A modelling tool selection for decarbonising industrial process heat systems

Industrial Process Heat systems are critical to various industrial processes, representing a significant share of global energy use and emissions. Effective modelling of these systems is essential for evaluating long-term economic and environmental impacts of different technologies. This modelling approach must integrate internal process-specific parameters, such as heat demand dynamics and technological metrics, alongside broader factors like energy costs, emissions policies, and resource availability. This research introduces a comprehensive framework for selecting tools to model industrial process heat systems, focusing on technological, economic, and environmental performance. An initial evaluation of twenty-five tools led to the shortlisting of five based on criteria such as modelling accuracy, scalability, data handling, compatibility with industrial systems, and environmental impacts. Using software engineering principles, a systematic selection process was developed to categorise tools based on essential and desirable capabilities. This framework was validated through an example application, incorporating both technical and practical considerations. The findings highlight the importance of integrating dynamic simulation capabilities with real-time data analysis to improve evaluation accuracy and emphasise user-friendly interfaces to broader industry adoption.
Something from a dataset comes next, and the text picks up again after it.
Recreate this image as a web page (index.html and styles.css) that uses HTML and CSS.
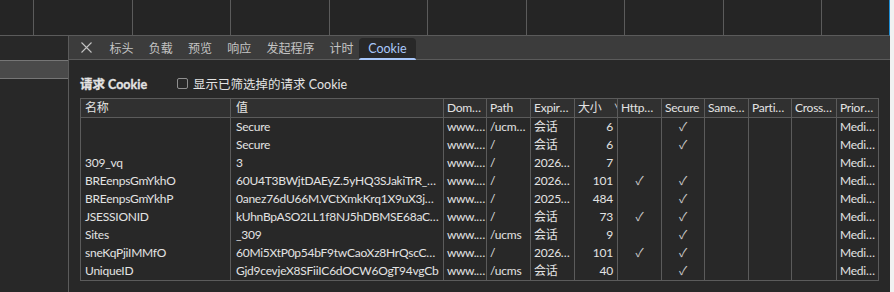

The study discusses the framework's applicability, provides key insights, and identifies existing gaps, emphasising the need for adaptable modelling tools to meet evolving industrial requirements. The future applicability of the selection process is discussed, highlighting findings from the capability categorisation, gaps to be addressed, and future trends in modelling these systems. This research contributes to sustainable industrial operations by offering a robust tool selection framework, supporting informed decision-making to reduce emissions and advance industrial sustainability.